The single biggest misconception in PEO I-9 compliance is this: “My PEO handles it, so I’m covered.” That’s not how the law works, and it’s not how USCIS or ICE will treat you if an audit happens.

Under co-employment, G&A Partners becomes the employer of record for payroll tax and HR administration purposes. USCIS guidance does allow PEOs to complete and retain I-9 forms on behalf of worksite employers — so G&A can legitimately own the administrative workflow. But “administrative ownership” and “legal liability” are two different things.

Here’s what the split actually looks like in practice:

G&A Partners typically handles: I-9 form administration through their onboarding system, E-Verify case submissions as a designated agent, centralized record storage, and compliance reminders for re-verification.

The worksite employer retains: Day-to-day supervisory control over employees, independent knowledge of hiring decisions, and shared liability for I-9 violations that occur within their operations. If you have direct knowledge that an employee is unauthorized to work — regardless of what the I-9 says — you carry independent liability. G&A’s involvement doesn’t insulate you from that.

USCIS is explicit that the worksite employer is not fully off the hook simply because a PEO administers the I-9. Both parties are considered employers under the co-employment structure, and enforcement agencies have the authority to hold both accountable. Other PEOs handle this split differently — for example, Insperity’s I-9 compliance model takes a more prescriptive approach to defining worksite employer obligations in their service agreements.

The practical implication: you need to know what your specific G&A service agreement says about I-9 responsibilities. Not all PEO contracts are identical. Some assign more compliance responsibility to the PEO; others leave more on the worksite employer. Before assuming G&A covers everything, pull your contract and look for the section covering employment verification and I-9 administration. If it’s vague, ask for written clarification.

This isn’t about distrust — it’s about knowing where your exposure actually sits so you can manage it. Most compliance problems don’t start with bad intent; they start with unclear assumptions about who was supposed to handle something.

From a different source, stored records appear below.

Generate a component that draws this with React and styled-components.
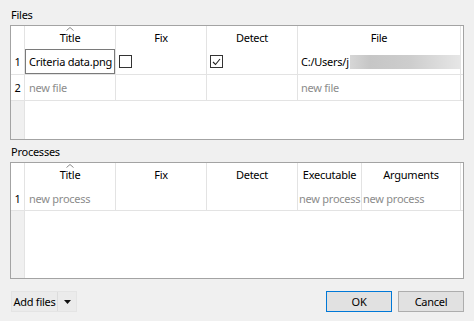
import React from "react";
import styled, { createGlobalStyle } from "styled-components";

const GlobalStyle = createGlobalStyle`
  html, body { margin: 0; padding: 0; }
  body {
    background: #f0f0f0;
    font-family: "Noto Sans", "Open Sans", sans-serif;
    font-size: 11px;
    letter-spacing: -0.25px;
    color: #000;
  }
`;

const Dialog = styled.div`
  width: 474px;
  height: 321px;
  box-sizing: border-box;
  padding: 5px 10px 0 10px;
  display: flex;
  flex-direction: column;
`;

const SectionLabel = styled.div`
  height: 20px;
  line-height: 19px;
  margin-top: ${(p) => p.$top || 0}px;
  padding-left: 1px;
`;

const Table = styled.div`
  height: ${(p) => p.$height}px;
  box-sizing: border-box;
  border: 1px solid #a3a3a3;
  background: #fff;
  display: flex;
  flex-direction: column;
`;

const GridRow = styled.div`
  display: grid;
  grid-template-columns: ${(p) => p.$cols};
  height: ${(p) => p.$height}px;
  box-sizing: border-box;
  border-bottom: ${(p) => (p.$line ? "1px solid #e3e3e3" : "none")};
`;

const HeaderCell = styled.div`
  position: relative;
  border-right: ${(p) => (p.$noLine ? "none" : "1px solid #e3e3e3")};
  display: flex;
  align-items: center;
  justify-content: center;
  box-sizing: border-box;
`;

const SortCaret = styled.svg`
  position: absolute;
  top: 1px;
  left: 50%;
  margin-left: -4px;
`;

const Cell = styled.div`
  border-right: ${(p) => (p.$noLine ? "none" : "1px solid #e3e3e3")};
  display: flex;
  align-items: center;
  padding-left: ${(p) => (p.$pad ?? 4)}px;
  box-sizing: border-box;
  color: ${(p) => (p.$placeholder ? "#8c8c8c" : "#000")};
  white-space: nowrap;
  overflow: hidden;
`;

const RowNum = styled.div`
  border-right: 1px solid #e3e3e3;
  display: flex;
  align-items: center;
  justify-content: center;
`;

const Editor = styled.div`
  height: 100%;
  width: 100%;
  box-sizing: border-box;
  border: 1px solid #7a7a7a;
  display: flex;
  align-items: center;
  padding-left: 3px;
  background: #fff;
`;

const Box = styled.div`
  width: 13px;
  height: 13px;
  box-sizing: border-box;
  border: 1px solid #333;
  background: #fff;
  display: flex;
  align-items: center;
  justify-content: center;
`;

const Redacted = styled.div`
  flex: 1;
  height: 14px;
  margin-left: 1px;
  background: linear-gradient(
    to right,
    #d6d6d6 0%,
    #c6c6c6 18%,
    #cdcdcd 55%,
    #e6e6e6 100%
  );
`;

const Filler = styled.div`
  flex: 1;
  display: grid;
  grid-template-columns: 14px 1fr;
`;

const VHeaderStrip = styled.div`
  background: #f0f0f0;
  border-right: 1px solid #e3e3e3;
`;

const Footer = styled.div`
  display: flex;
  align-items: center;
  margin-top: 12px;
  padding-left: 1px;
`;

const SplitButton = styled.div`
  display: flex;
  height: 19px;
  border: 1px solid #e4e4e4;
  background: #ebebeb;
`;

const SplitMain = styled.div`
  width: 45px;
  display: flex;
  align-items: center;
  justify-content: center;
  border-right: 1px solid #dcdcdc;
`;

const SplitArrow = styled.div`
  width: 18px;
  display: flex;
  align-items: center;
  justify-content: center;
`;

const Spacer = styled.div`
  flex: 1;
`;

const Button = styled.div`
  width: 66px;
  height: 21px;
  box-sizing: border-box;
  margin-left: ${(p) => p.$gap || 0}px;
  border: 1px solid ${(p) => (p.$default ? "#0078d7" : "#adadad")};
  background: #e1e1e1;
  display: flex;
  align-items: center;
  justify-content: center;
`;

const Check = ({ checked }) => (
  <Box>
    {checked && (
      <svg width="9" height="8" viewBox="0 0 9 8">
        <polyline
          points="1,4 3.5,6.5 8,1"
          fill="none"
          stroke="#222"
          strokeWidth="1.1"
        />
      </svg>
    )}
  </Box>
);

const Caret = () => (
  <SortCaret width="8" height="4" viewBox="0 0 8 4">
    <polyline points="0.5,3.5 4,0.5 7.5,3.5" fill="none" stroke="#8a8a8a" strokeWidth="1" />
  </SortCaret>
);

const filesCols = "14px 91px 91px 91px 163px 1fr";
const procCols = "14px 91px 91px 91px 64px 99px 1fr";

export default function App() {
  return (
    <>
      <GlobalStyle />
      <Dialog>
        <SectionLabel>Files</SectionLabel>
        <Table $height={115}>
          <GridRow $cols={filesCols} $height={23}>
            <HeaderCell />
            <HeaderCell>
              <Caret />
              Title
            </HeaderCell>
            <HeaderCell>Fix</HeaderCell>
            <HeaderCell>Detect</HeaderCell>
            <HeaderCell>File</HeaderCell>
            <HeaderCell $noLine />
          </GridRow>
          <GridRow $cols={filesCols} $height={26} $line>
            <RowNum>1</RowNum>
            <Cell $pad={0}>
              <Editor>Criteria data.png</Editor>
            </Cell>
            <Cell $pad={3}>
              <Check />
            </Cell>
            <Cell $pad={3}>
              <Check checked />
            </Cell>
            <Cell $pad={3}>
              C:/Users/j
              <Redacted />
            </Cell>
            <Cell $noLine />
          </GridRow>
          <GridRow $cols={filesCols} $height={26} $line>
            <RowNum>2</RowNum>
            <Cell $placeholder>new file</Cell>
            <Cell />
            <Cell />
            <Cell $placeholder $pad={3}>new file</Cell>
            <Cell $noLine />
          </GridRow>
          <Filler>
            <VHeaderStrip />
            <div />
          </Filler>
        </Table>

        <SectionLabel $top={2}>Processes</SectionLabel>
        <Table $height={117}>
          <GridRow $cols={procCols} $height={23}>
            <HeaderCell />
            <HeaderCell>
              <Caret />
              Title
            </HeaderCell>
            <HeaderCell>Fix</HeaderCell>
            <HeaderCell>Detect</HeaderCell>
            <HeaderCell>Executable</HeaderCell>
            <HeaderCell>Arguments</HeaderCell>
            <HeaderCell $noLine />
          </GridRow>
          <GridRow $cols={procCols} $height={25} $line>
            <RowNum>1</RowNum>
            <Cell $placeholder>new process</Cell>
            <Cell />
            <Cell />
            <Cell $placeholder $pad={1}>new process</Cell>
            <Cell $placeholder $pad={1}>new process</Cell>
            <Cell $noLine />
          </GridRow>
          <Filler>
            <VHeaderStrip />
            <div />
          </Filler>
        </Table>

        <Footer>
          <SplitButton>
            <SplitMain>Add files</SplitMain>
            <SplitArrow>
              <svg width="7" height="4" viewBox="0 0 7 4">
                <polygon points="0,0 7,0 3.5,4" fill="#111" />
              </svg>
            </SplitArrow>
          </SplitButton>
          <Spacer />
          <Button $default>OK</Button>
          <Button $gap={6}>Cancel</Button>
        </Footer>
      </Dialog>
    </>
  );
}
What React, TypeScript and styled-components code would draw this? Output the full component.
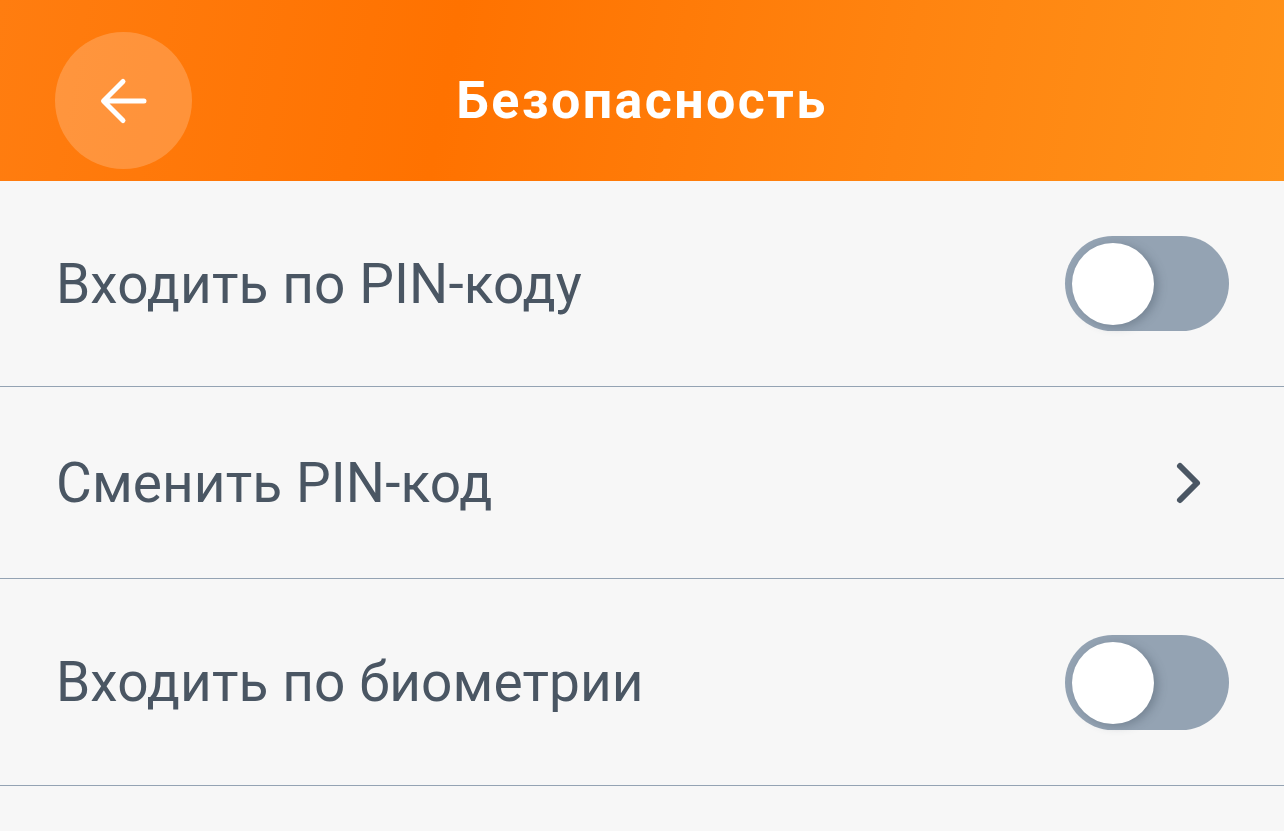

Step 2: Confirm G&A Partners’ E-Verify Participation and Enrollment Status

E-Verify and I-9 completion are related but separate obligations. The I-9 is a federal form requirement — every employer must complete it for every new hire. E-Verify is an electronic system that cross-checks I-9 data against federal databases to confirm work authorization. Completing an I-9 does not mean you’ve run E-Verify. These are two distinct steps.

G&A Partners participates in E-Verify as a designated agent. That means they’re authorized to submit E-Verify cases on behalf of client companies rather than each client needing their own standalone enrollment. This is standard for large PEOs and generally works well — but it requires you to confirm a few things specifically.

First, confirm that your specific worksite locations are enrolled under G&A’s master E-Verify account. Don’t assume. Ask G&A directly for your company’s E-Verify ID and written confirmation that new hires are being run through the system at onboarding. If you’ve added new locations or states since your original contract, those may not be automatically included.

Second, understand your federal contractor obligations if they apply. Federal contractors and subcontractors subject to the FAR E-Verify clause have specific requirements that can’t be delegated away simply by pointing to your PEO. In some cases, both the employer of record and the worksite employer may need to be listed in E-Verify. If you hold federal contracts, get legal confirmation on how this interacts with your G&A arrangement.

Third, watch for multi-state E-Verify gaps. Several states have their own independent E-Verify mandates — Arizona and Mississippi are among the strictest, but the list has grown. If you’re hiring remotely across multiple states, you need to confirm that G&A’s E-Verify process covers employees in states with independent mandates. Managing multi-state compliance through a PEO adds layers of complexity that need direct confirmation rather than assumption, regardless of which provider you use.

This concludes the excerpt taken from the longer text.